• _Task statement_:
Which lines contain the word "page"? Return each of them as written.

• _Collected material_:
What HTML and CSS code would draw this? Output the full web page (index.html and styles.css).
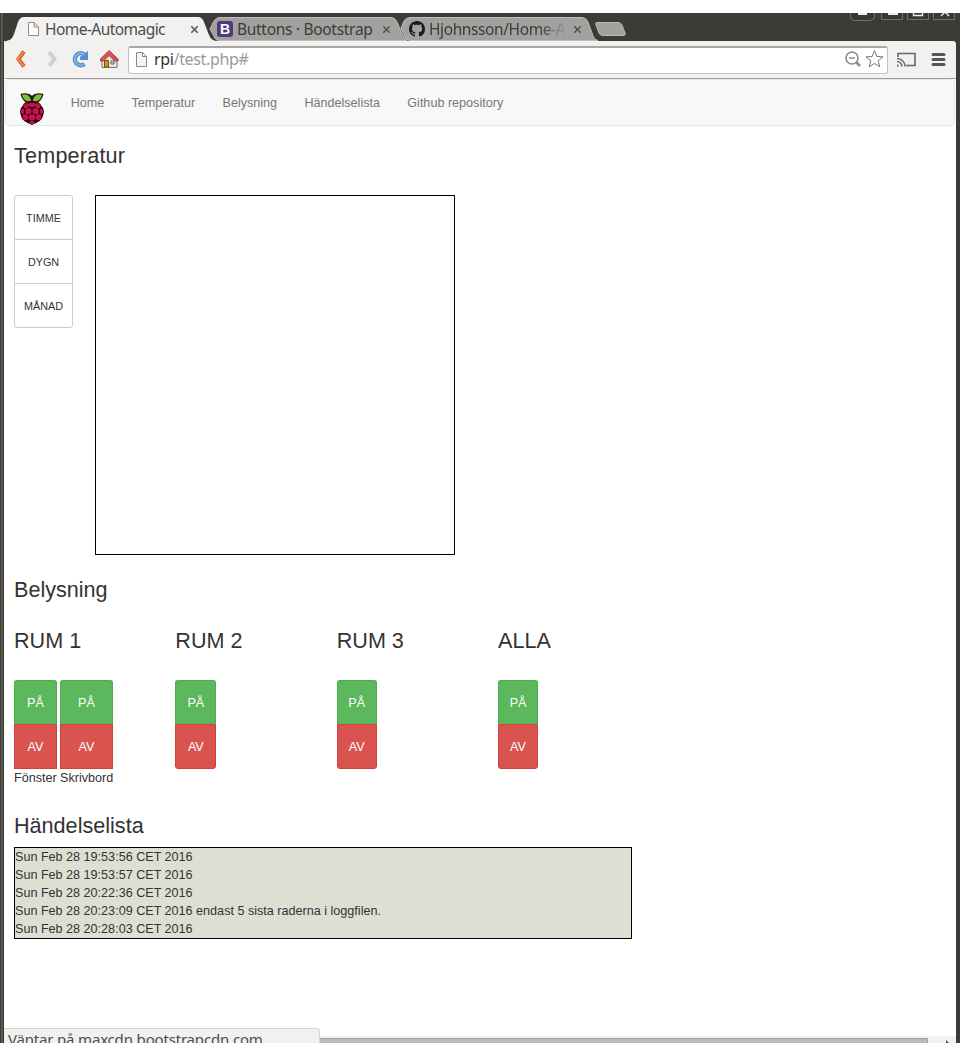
FILE: index.html
```html
<!DOCTYPE html>
<html lang="sv">
<head>
<meta charset="utf-8">
<title>Home-Automagic</title>
<link rel="stylesheet" href="styles.css">
</head>
<body>
<div class="window">
  <header class="tabstrip">
    <div class="tab tab-active">
      <svg class="tab-shape" width="214" height="28" viewBox="0 0 214 28"><path d="M0 28C6 28 8 26 10 21L14 9Q16 4 20 4H194Q198 4 200 9L205 22Q207 28 214 28Z" fill="#f2f1f0"/></svg>
      <svg class="tab-icon" width="16" height="16" viewBox="0 0 16 16"><path d="M3.500 1.500H9L13.500 6V14.500H3.500ZM9 1.500V6H13.500" fill="#fafafa" stroke="#8c8c8c"/></svg>
      <span class="tab-title title-home">Home-Automagic</span>
      <svg class="tab-close" width="9" height="9" viewBox="0 0 9 9"><path d="M1.300 1.300L7.700 7.700M7.700 1.300L1.300 7.700" stroke="#555" stroke-width="1.600"/></svg>
    </div>
    <div class="tab tab-bootstrap">
      <svg class="tab-shape" width="198" height="28" viewBox="0 0 198 28"><path d="M1 16L5 8Q7 4.500 11 4.500H182Q186 4.500 188 9L194 23Q196 27.500 198 27.500H11Q6 27.500 5 23Z" fill="#a3a19f" stroke="#c0bebb"/></svg>
      <svg class="tab-icon" width="16" height="16" viewBox="0 0 16 16"><rect width="16" height="16" rx="3" fill="#4f397a"/><text x="8" y="13" text-anchor="middle" class="badge-letter">B</text></svg>
      <span class="tab-title title-buttons">Buttons · Bootstrap</span>
      <svg class="tab-close" width="9" height="9" viewBox="0 0 9 9"><path d="M1.300 1.300L7.700 7.700M7.700 1.300L1.300 7.700" stroke="#4b4b48" stroke-width="1.300"/></svg>
    </div>
    <div class="tab tab-github">
      <svg class="tab-shape" width="198" height="28" viewBox="0 0 198 28"><path d="M1 15L4 8Q6 4.500 10 4.500H182Q186 4.500 188 9L193 23Q195 27.500 198 27.500H10Q6 27.500 5 24Z" fill="#a3a19f" stroke="#c0bebb"/></svg>
      <svg class="tab-icon" width="16" height="16" viewBox="0 0 16 16"><path fill="#1b1b1b" fill-rule="evenodd" d="M8 0C3.580 0 0 3.580 0 8c0 3.540 2.290 6.530 5.470 7.590.4.070.55-.17.55-.38 0-.19-.01-.82-.01-1.490-2.010.37-2.530-.49-2.690-.94-.09-.23-.48-.94-.82-1.130-.28-.15-.68-.52-.01-.53.63-.01 1.080.58 1.230.82.72 1.210 1.870.87 2.330.66.07-.52.28-.87.51-1.070-1.780-.2-3.640-.89-3.640-3.950 0-.87.31-1.590.82-2.150-.08-.2-.36-1.020.08-2.120 0 0 .67-.21 2.200.82.640-.18 1.320-.27 2-.27s1.360.09 2 .27c1.530-1.040 2.200-.82 2.200-.82.440 1.100.160 1.920.080 2.120.510.560.820 1.270.820 2.150 0 3.070-1.870 3.750-3.650 3.950.290.250.540.730.540 1.480 0 1.070-.010 1.930-.010 2.200 0 .210.150.460.550.380A8.010 8.010 0 0 0 16 8c0-4.420-3.580-8-8-8Z"/></svg>
      <span class="tab-title title-github">Hjohnsson/Home-Au</span>
      <svg class="tab-close" width="9" height="9" viewBox="0 0 9 9"><path d="M1.300 1.300L7.700 7.700M7.700 1.300L1.300 7.700" stroke="#4b4b48" stroke-width="1.300"/></svg>
    </div>
    <svg class="new-tab" width="33" height="28" viewBox="0 0 33 28"><path d="M3 9.500H24Q27 9.500 28 12L31 20Q32 22.500 29 22.500H9Q6 22.500 5 20L2 12Q1 9.500 3 9.500Z" fill="#a3a19f" stroke="#bdbbb8"/></svg>
    <svg class="window-controls" width="106" height="8" viewBox="0 0 106 8"><g fill="#393833" stroke="#74726c"><path d="M.500 0V4Q1 7.500 4 7.500H20Q24 7 24.500 4V0M31.500 0V6.500H52.500V0M57.500 0V6.500H78.500V0M83.500 0V6.500H104.500V0"/></g><path d="M8 1H17M38 1H48" stroke="#eee" stroke-width="2"/><path d="M63.500 0V2.500H72.500V0M91 3L95 -1L99 3" fill="none" stroke="#eee" stroke-width="1.400"/></svg>
  </header>

  <div class="toolbar">
    <svg class="nav-icons" width="120" height="37" viewBox="0 0 120 37">
      <path d="M19 10.500L13.500 18L19 25.500" fill="none" stroke="#d95a23" stroke-width="4"/>
      <path d="M18.500 11L13 18L18.500 25" fill="none" stroke="#f5915c" stroke-width="1.500"/>
      <path d="M44 11L49.500 18L44 25" fill="none" stroke="#d3d1cf" stroke-width="4"/>
      <path d="M79.500 13.500A6 6 0 1 0 79.500 23" fill="none" stroke="#568fcb" stroke-width="4.400"/>
      <path d="M75 18V16L83 10V19H75Z" fill="#568fcb"/>
      <path d="M79.500 13.500A6 6 0 1 0 79.500 23" fill="none" stroke="#80b4e4" stroke-width="2"/>
      <path d="M97 18V26.500H112V18L104 11Z" fill="#e7e6e1" stroke="#777"/>
      <path d="M99.500 19.500H103.500V26H99.500Z" fill="#d99516" stroke="#76540e"/>
      <path d="M106 20H109V23H106Z" fill="#c3ccd6" stroke="#666"/>
      <path d="M95.500 18L104 9.500L113 18V20H110L104 14.500L98.500 20H95.500Z" fill="#d35454" stroke="#a93e3e"/>
    </svg>
    <div class="address">
      <svg width="16" height="18" viewBox="0 0 16 18"><path d="M1.500 2.500H7.500L11.500 6.500V16.500H1.500ZM7.500 2.500V6.500H11.500" fill="#f4f4f4" stroke="#888"/></svg>
      <span class="url"><span class="host">rpi</span>/test.php#</span>
      <svg class="address-actions" width="42" height="20" viewBox="0 0 42 20"><circle cx="8" cy="9" r="6" fill="none" stroke="#8c8c8c" stroke-width="1.600"/><path d="M5 9H11" stroke="#8c8c8c" stroke-width="1.500"/><path d="M12.500 13.500L16 17" stroke="#8c8c8c" stroke-width="2.500"/><path d="M30.500 1.500L32.800 7.500L39 7.800L34.200 11.800L35.800 17.800L30.500 14.500L25.200 17.800L26.800 11.800L22 7.800L28.200 7.500Z" fill="#fff" stroke="#777" stroke-linejoin="round"/></svg>
    </div>
    <svg class="toolbar-actions" width="52" height="20" viewBox="0 0 52 20"><path d="M2 8V4.500H19V16.500H10" fill="none" stroke="#666" stroke-width="1.600"/><path d="M1 9.500A8 8 0 0 1 9 17.500M1 12.500A5 5 0 0 1 6 17.500" fill="none" stroke="#666" stroke-width="1.400"/><path d="M1 15.500A2 2 0 0 1 3 17.500H1Z" fill="#666"/><path d="M37 5.500H48M37 10.500H48M37 15.500H48" stroke="#555" stroke-width="3" stroke-linecap="round"/></svg>
  </div>

  <div class="page">
    <nav class="navbar">
      <svg class="brand" width="24" height="32" viewBox="0 0 24 32">
        <path d="M11.500 11C7 11 2 8 .500 1C5 -.500 10 .500 12 3C14 .500 19 -.500 23.500 1C22 8 17 11 12.500 11Z" fill="#17240b"/>
        <path d="M11 9C6 9 3 6 2 2C7 .500 11 3 11 9ZM13 9C18 9 21 6 22 2C17 .500 13 3 13 9Z" fill="#83bd38"/>
        <path d="M12 8C16 8 20 9 21.500 13C24 15 24.500 20 23 22.500C22 28 17 29.500 12 32C7 29.500 2 28 1 22.500C-.500 20 0 15 2.500 13C4 9 8 8 12 8Z" fill="#160610"/>
        <g fill="#cc0f45"><ellipse cx="12" cy="11.800" rx="3.500" ry="2.200"/><ellipse cx="6.400" cy="12.800" rx="3" ry="2.300" transform="rotate(-35 6.400 12.800)"/><ellipse cx="17.600" cy="12.800" rx="3" ry="2.300" transform="rotate(35 17.600 12.800)"/><circle cx="8.400" cy="18.200" r="3.200"/><circle cx="15.600" cy="18.200" r="3.200"/><ellipse cx="2.600" cy="18.500" rx="1.500" ry="3"/><ellipse cx="21.400" cy="18.500" rx="1.500" ry="3"/><circle cx="12" cy="24.500" r="3.200"/><ellipse cx="5.600" cy="24.200" rx="2.800" ry="3.200" transform="rotate(-25 5.600 24.200)"/><ellipse cx="18.400" cy="24.200" rx="2.800" ry="3.200" transform="rotate(25 18.400 24.200)"/><ellipse cx="12" cy="29.600" rx="3" ry="1.300"/></g>
      </svg>
      <a>Home</a><a>Temperatur</a><a>Belysning</a><a>Händelselista</a><a>Github repository</a>
    </nav>
    <main class="content">
      <h3 class="temperature-heading">Temperatur</h3>
      <section class="temperature">
        <div class="periods"><button>TIMME</button><button>DYGN</button><button>MÅNAD</button></div>
        <div class="chart"></div>
      </section>
      <h3>Belysning</h3>
      <section class="rooms">
        <div class="room"><h3>RUM 1</h3>
          <div class="switches">
            <div class="switch square window-lamp"><button class="on">PÅ</button><button class="off">AV</button><span>Fönster</span></div>
            <div class="switch square desk-lamp"><button class="on">PÅ</button><button class="off">AV</button><span>Skrivbord</span></div>
          </div>
        </div>
        <div class="room"><h3>RUM 2</h3><div class="switches"><div class="switch room-two"><button class="on">PÅ</button><button class="off">AV</button></div></div></div>
        <div class="room"><h3>RUM 3</h3><div class="switches"><div class="switch"><button class="on">PÅ</button><button class="off">AV</button></div></div></div>
        <div class="room"><h3>ALLA</h3><div class="switches"><div class="switch"><button class="on">PÅ</button><button class="off">AV</button></div></div></div>
      </section>
      <h3 class="log-heading">Händelselista</h3>
      <div class="log">
        <div>Sun Feb 28 19:53:56 CET 2016</div>
        <div>Sun Feb 28 19:53:57 CET 2016</div>
        <div>Sun Feb 28 20:22:36 CET 2016</div>
        <div>Sun Feb 28 20:23:09 CET 2016 endast 5 sista raderna i loggfilen.</div>
        <div>Sun Feb 28 20:28:03 CET 2016</div>
      </div>
    </main>
    <div class="scrollbar"><div class="thumb"></div><svg width="5" height="8" viewBox="0 0 5 8"><path d="M0 0L4 4L0 8Z" fill="#505050"/></svg></div>
    <div class="status">Väntar på maxcdn.bootstrapcdn.com...</div>
  </div>
</div>
</body>
</html>
```

FILE: styles.css
```css
* { box-sizing: border-box; }
body { margin: 0; padding: 13px 0; background: #fff; color: #333; font: 12.6px/18px "Liberation Sans", Arial, sans-serif; }
.window { height: 1030px; padding: 0 4px 0 5px; overflow: hidden; background: linear-gradient(90deg, #3c3b37 0 1px, #5c5a54 1px 3px, #32312d 3px 4px, #fff 4px 5px, #3c3b37 5px); }
.tabstrip { position: relative; height: 28px; margin-left: -1px; padding-left: 1px; display: flex; background: #3c3b37; font-family: "Noto Sans", sans-serif; }
.tab { position: relative; height: 28px; display: flex; align-items: center; flex: none; padding-top: 4px; }
.tab > * { position: relative; flex: none; }
.tab .tab-shape { position: absolute; left: 0; top: 0; }
.tab-active { width: 204px; padding-left: 20px; z-index: 2; }
.tab-active .tab-shape { left: -1px; }
.tab-bootstrap { width: 191px; padding-left: 8px; }
.tab-github { width: 196px; padding-left: 9px; }
.tab-icon { margin-right: 4px; }
.tab-title { font-size: 15.5px; line-height: 22px; color: #4c4c4c; white-space: nowrap; }
.title-home { width: 121px; margin-right: 24px; letter-spacing: -0.55px; }
.title-buttons { width: 137px; margin-right: 8px; color: #3c3b37; letter-spacing: -0.3px; }
.title-github { width: 138px; margin-right: 6px; color: #3c3b37; letter-spacing: -0.4px; -webkit-mask-image: linear-gradient(90deg, #000 80%, transparent); mask-image: linear-gradient(90deg, #000 80%, transparent); }
.badge-letter { font: bold 14px "Liberation Sans", sans-serif; fill: #fff; }
.new-tab { flex: none; margin-left: -2px; }
.window-controls { position: absolute; right: 0; top: 0; }
.toolbar { display: flex; align-items: center; height: 37px; margin-left: -1px; padding-left: 1px; background: #f2f1f0; border-radius: 3px 3px 0 0; }
.nav-icons { flex: none; margin-right: 3px; }
.address { display: flex; align-items: center; width: 760px; height: 28px; padding: 0 1px 0 6px; border: 1px solid #c5c3c1; border-top: 2px solid #a9a7a5; border-radius: 3px; background: #fff; }
.address > svg { position: relative; top: -1px; }
.url { position: relative; top: -1px; margin-left: 3px; font: 16px/22px "Noto Sans", sans-serif; color: #999; letter-spacing: -0.35px; }
.host { color: #333; }
.address-actions { margin-left: auto; }
.toolbar-actions { margin: 0 0 2px 8px; flex: none; }
.page { position: relative; height: 965px; background: #fff; border-top: 1px solid #9d9b99; }
.navbar { display: flex; height: 47px; align-items: center; margin-right: 1px; border: 1px solid #e7e7e7; border-radius: 4px; background: #f8f8f8; color: #777; padding-left: 14px; }
.brand { align-self: flex-end; margin-right: 13px; }
.navbar a { padding: 0 13.65px; }
.content { padding: 18px 9px 0; }
h3 { margin: 0; font-size: 21.6px; line-height: 24px; font-weight: normal; }
.temperature-heading { letter-spacing: 0.2px; }
.temperature { display: flex; gap: 22px; margin: 27px 0 23px; }
.periods { width: 59px; height: 133px; display: flex; flex-direction: column; border: 1px solid #ccc; border-radius: 3px; }
.periods button { flex: 1; padding: 0; border: 0; border-bottom: 1px solid #ccc; background: none; color: #333; font: 10.8px "Liberation Sans", sans-serif; }
.periods button:last-child { border-bottom: 0; }
.chart { width: 360px; height: 360px; border: 1px solid #000; }
.rooms { display: grid; grid-template-columns: repeat(4, 161.35px); height: 158px; margin-top: 27px; }
.switches { display: flex; gap: 3px; margin-top: 27px; }
.switch { width: 40px; display: flex; flex-direction: column; }
.window-lamp { width: 43px; }
.desk-lamp { width: 53px; }
.room-two { width: 41px; }
.switch span { white-space: nowrap; }
.switch button { height: 44px; padding: 0; border: 1px solid #4cae4c; border-bottom: 0; border-radius: 3px 3px 0 0; background: #5cb85c; color: #fff; font: 12.6px "Liberation Sans", sans-serif; }
.switch .off { height: 45px; border: 1px solid #d43f3a; border-radius: 0 0 3px 3px; background: #d9534f; }
.square .off { border-radius: 0; }
.log-heading { margin-top: 27px; }
.log { width: 618px; margin-top: 9px; border: 1px solid #000; background: #dddfd3; }
.scrollbar { position: absolute; left: 0; right: 0; bottom: 0; display: flex; height: 7px; padding-top: 2px; background: #f1f1f1; }
.thumb { width: 923px; height: 20px; margin-right: 18px; border: 1px solid #a0a0a0; background: #bcbcbc; }
.scrollbar svg { margin-top: 2px; }
.status { position: absolute; left: -1px; bottom: 0; width: 316px; height: 15px; padding-left: 4px; border: 1px solid #d6d4d2; border-left: 0; border-bottom: 0; border-radius: 0 4px 0 0; background: #f2f1f0; color: #4c4c4c; font: 15px/20px "Noto Sans", sans-serif; letter-spacing: -0.18px; overflow: hidden; white-space: nowrap; }
```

• _Solution to this exercise_:
What HTML and CSS code would draw this? Output the full web page (index.html and styles.css).
  <div class="page">
.page { position: relative; height: 965px; background: #fff; border-top: 1px solid #9d9b99; }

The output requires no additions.